In Saudi Arabia’s rapid digital transformation, speed served as the initial catalyst—connecting cities, enabling services, and laying the foundation for a modern, connected economy.
But as the kingdom advances towards Vision 2030 and prepares to host the FIFA World Cup 2034, it is becoming increasingly clear that speed alone is no longer sufficient. In Saudi Arabia’s environment, resilience - not speed - will define the success of its digital infrastructure.
The environmental cost of connectivity
Saudi Arabia is home to some of the most ambitious infrastructure projects in the world. From the vertical scale of Jeddah Tower to the futuristic urban vision of NEOM, the kingdom is redefining what is possible in construction and urban development.
Yet these projects operate under environmental conditions that are among the harshest globally. Temperatures frequently exceed 50°C. Coastal areas face high salinity, while inland regions contend with persistent sandstorms. These are not occasional challenges—they are constant pressures that directly impact network performance.
Under such conditions, heat-induced equipment failures become a tangible operational risk. Traditional networking equipment, often designed for controlled environments, struggles to maintain performance. At the same time, the cooling systems required to sustain these deployments drive up energy consumption and operational expenditure.
The result is a hidden but significant cost to innovation—one that is often underestimated.
When speed fails
In a digitally dependent economy, network failure is not merely an inconvenience. It is a disruption with real consequences.
Airports, energy facilities, logistics hubs, ports, and large-scale public venues all rely on uninterrupted connectivity. A network capable of delivering high speeds under ideal conditions, but unable to sustain performance in extreme heat, cannot support the kingdom’s ambitions.

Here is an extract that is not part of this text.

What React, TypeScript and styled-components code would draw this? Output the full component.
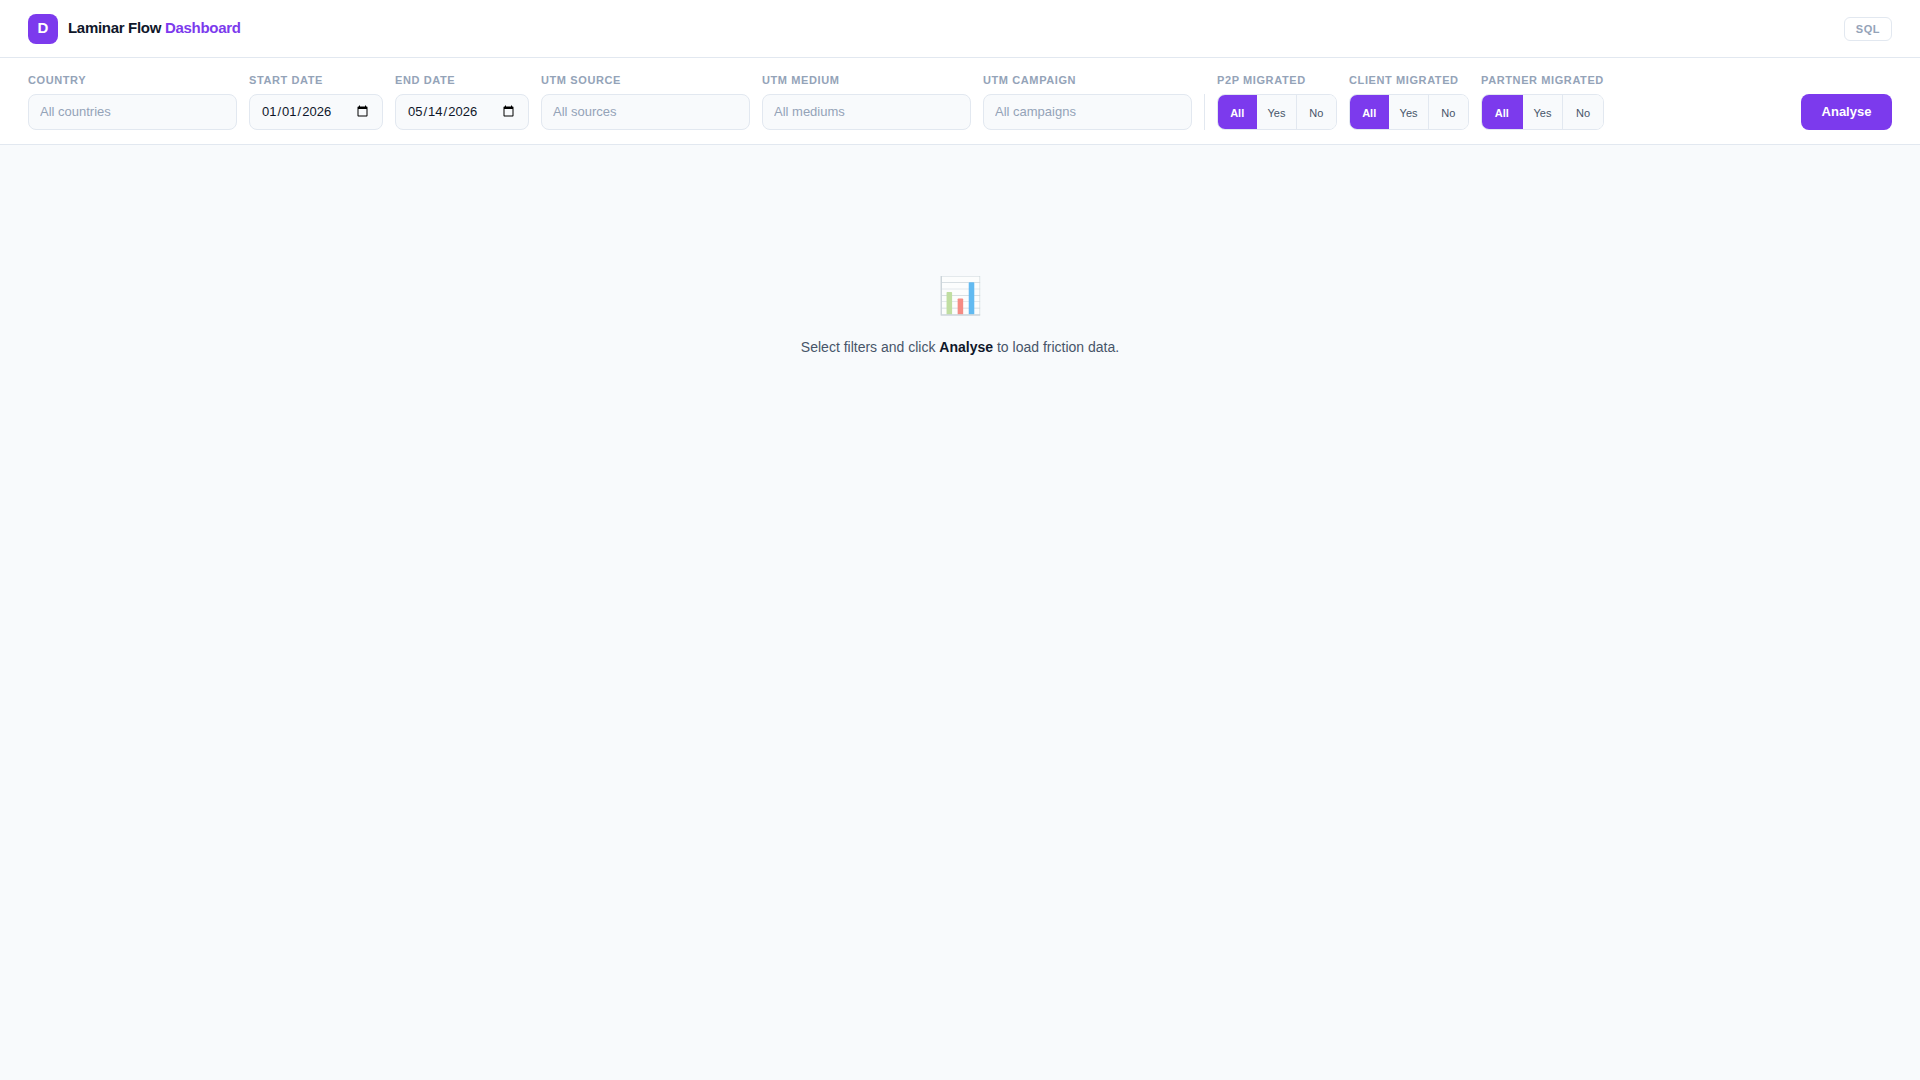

As Saudi Arabia expands into smart mobility, industrial automation, and large-scale digital services, the margin for failure continues to shrink. The expectation is no longer just fast connectivity—it is continuous connectivity.
A necessary shift in thinking
The next phase of Saudi Arabia’s growth requires a fundamental shift in how infrastructure is designed and deployed.
For too long, the industry has relied on commercial-grade networking equipment housed within controlled environments—often dependent on energy-intensive cooling systems to function reliably.
This model is increasingly misaligned with the realities of the kingdom’s climate and geographic scale. What is required is a transition towards infrastructure built for endurance.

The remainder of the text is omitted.